猫は短い時間で見れば、きちんと形を保っている――つまり固体。
けれど、長い時間をかけて観察すると、体をゆっくりと変形させ、箱やボウルなど、あらゆる容器の形にぴたりとフィットしてしまう。この“時間による変形”の度合いをレオロジーでは「粘弾性(viscoelasticity)」と呼びます。つまり、猫は粘弾性体――「柔らかいけれど一定の形も保てる物質」なんです。
しかも猫の体の構造自体が、この“液体的性質”を支えています。猫は鎖骨(肩の骨)が他の哺乳類より小さく、筋肉と靭帯でゆるくつながっているため、体をぐにゃりとねじったり、狭い隙間をすり抜けたりできるのです。まさに「構造的に流動性が高い動物」。
つまり――猫は物理的にも生物学的にも、液体の条件をほぼ満たしている!
猫がカゴの中でとろけるように眠る姿、あれはただのリラックスではなく、科学的に見れば“流動的安定状態”と呼べるのかもしれません。
・・・なんて言うとちょっと難しそうですが、要するに「うちの猫、やっぱり液体だった」ってことです。

📸 ネット発、科学界へ――研究のきっかけ
この研究のインスピレーション源は、インターネットにあふれる「#liquidcat」写真。
猫たちがグラスや花瓶に入り込む画像を見て、ファルデン氏は思いました。
「これは科学的に説明できるのでは?」
そして彼は本気で計算を始め、「猫の流動性を測る尺度(viscoelasticity)」まで論文で提案。しかもこの研究、学術誌『Rheology Bulletin』にちゃんと掲載されています。
ジョークどころか、立派な“猫物理学”!
🌍 実はまだある!猫にまつわる珍研究たち
🐈 東京大学「猫は自分の名前を聞き分ける」研究(2019)
猫に複数の単語を聞かせ、自分の名前のときだけ耳を動かす・尻尾を振るなどの反応を確認。

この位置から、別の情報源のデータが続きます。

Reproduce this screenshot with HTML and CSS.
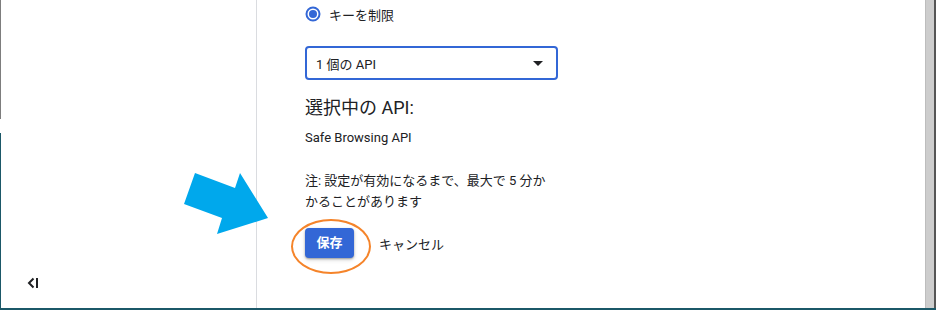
FILE: index.html
```html
<!DOCTYPE html>
<html lang="ja">
<head>
	<meta charset="UTF-8">
	<title>API キーの制限</title>
	<link rel="stylesheet" href="styles.css">
</head>
<body>
	<div class="window">
		<div class="edge"></div>
		<div class="sidebar">
			<a href="javascript:;" class="collapse">
				<svg width="12" height="12" viewBox="0 0 12 12">
					<path d="M6.5 1.5 L2 6 L6.5 10.5" fill="none" stroke="#202124" stroke-width="2"/>
					<rect x="9" y="1" width="2" height="10" fill="#202124"/>
				</svg>
			</a>
		</div>

		<div class="main">
			<label class="radio-row">
				<svg class="radio" width="16" height="16" viewBox="0 0 16 16">
					<circle cx="8" cy="8" r="6.5" fill="none" stroke="#3367d6" stroke-width="2"/>
					<circle cx="8" cy="8" r="4" fill="#3367d6"/>
				</svg>
				<span>キーを制限</span>
			</label>

			<div class="select">
				<span>1 個の API</span>
				<svg width="10" height="5" viewBox="0 0 10 5"><path d="M0 0 L5 5 L10 0z" fill="#202124"/></svg>
			</div>

			<h2 class="heading">選択中の API:</h2>
			<p class="api-name">Safe Browsing API</p>

			<p class="note">注: 設定が有効になるまで、最大で 5 分かかることがあります</p>

			<div class="actions">
				<a href="javascript:;" class="btn-save">保存</a>
				<a href="javascript:;" class="btn-cancel">キャンセル</a>
				<span class="ring"></span>
			</div>
		</div>

		<div class="scrollbar"></div>

		<svg class="arrow" width="90" height="66" viewBox="0 0 90 66">
			<polygon points="11,0 51,15 56,0 84,45 33,61 38,45 0,31" fill="#00a8ec"/>
		</svg>
	</div>
</body>
</html>
```

FILE: styles.css
```css
* {
    margin: 0;
    padding: 0;
    box-sizing: border-box;
    text-decoration: none;
}

body {
    width: 936px;
    height: 310px;
    overflow: hidden;
    background: #fff;
    font-family: Roboto, "Noto Sans CJK JP", sans-serif;
    color: #202124;
}

.window {
    position: relative;
    display: flex;
    height: 310px;
    border-bottom: 2px solid #1b5868;
}

.edge {
    width: 1px;
    flex-shrink: 0;
    background: linear-gradient(#7d7d7d 0 119px, #fff 119px 133px, #1b5868 133px);
}

.sidebar {
    display: flex;
    flex-direction: column;
    justify-content: flex-end;
    width: 256px;
    flex-shrink: 0;
    padding: 0 0 19px 26px;
    border-right: 1px solid #dadce0;
}

.collapse {
    display: block;
    width: 12px;
    height: 12px;
}

.collapse svg {
    display: block;
}

.main {
    flex: 1;
    padding: 4px 0 0 48px;
}

.radio-row {
    display: flex;
    align-items: center;
    height: 20px;
    font-size: 13px;
}

.radio {
    margin-right: 8px;
}

.select {
    display: flex;
    align-items: center;
    justify-content: space-between;
    width: 253px;
    height: 34px;
    margin-top: 22px;
    padding: 0 13px 0 9px;
    border: 2px solid #3367d6;
    border-radius: 4px;
    font-size: 13px;
}

.heading {
    margin-top: 16px;
    font-size: 18px;
    font-weight: normal;
    line-height: 24px;
}

.api-name {
    margin-top: 8px;
    font-size: 13px;
    line-height: 20px;
}

.note {
    width: 252px;
    margin-top: 22px;
    font-size: 13px;
    line-height: 21px;
}

.actions {
    position: relative;
    display: flex;
    align-items: center;
    margin-top: 16px;
}

.btn-save {
    display: block;
    width: 49px;
    height: 30px;
    border-radius: 4px;
    background: #3367d6;
    color: #fff;
    font-size: 13px;
    font-weight: bold;
    line-height: 30px;
    text-align: center;
    box-shadow: 0 1px 2px rgba(0, 0, 0, 0.3), 0 2px 4px rgba(0, 0, 0, 0.15);
}

.btn-cancel {
    margin-left: 25px;
    font-size: 13px;
    color: #202124;
}

.ring {
    position: absolute;
    left: -14px;
    top: -9px;
    width: 80px;
    height: 55px;
    border: 2px solid #f5842a;
    border-radius: 50%;
}

.scrollbar {
    width: 11px;
    flex-shrink: 0;
    border-left: 1px solid #bdbdbd;
    border-right: 2px solid #555;
    background: #cdcdcd;
}

.arrow {
    position: absolute;
    left: 184px;
    top: 173px;
}
```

→ つまり、あの「聞こえないフリ」は知っててやってる(!?)説が濃厚。
🐾 ジョージア工科大学「猫の舌は最強ブラシ」研究(2018)
猫の舌の表面には小さな“かぎ爪”のような突起があり、毛の奥まで入り込んで汚れを取ることが判明。
→ その構造をもとに、猫舌ブラシのプロトタイプも開発されています。
📦 “見えない箱”現象を検証(2021)
SNSで話題になった「床にテープで描いた四角にも猫が入る」現象を国際チームが検証。
→ 猫は“囲まれる安心感”を感じるため、線でも箱と認識するらしい。
✨ おわりに:猫は流体、心は気まぐれ
猫の科学は、まだまだ奥が深い!
「猫は液体」研究は、ユーモラスに見えて、「身近な不思議を科学の目で見てみよう」という大切なメッセージを持っています。猫のしなやかさ、気まぐれさ、そして予測不能な行動――それらを観察しているうちに、科学者も人間も、ちょっと柔らかくなれるのかもしれませんね。
あなたの家の猫も、もしかしたら新たな「液体」現象を見せてくれるかも。
箱、洗面器、レジ袋・・・どんな形にもフィットする柔らかボディ。ぜひ“液体モード”の瞬間をカメラに収めて、#liquidcat の世界へ!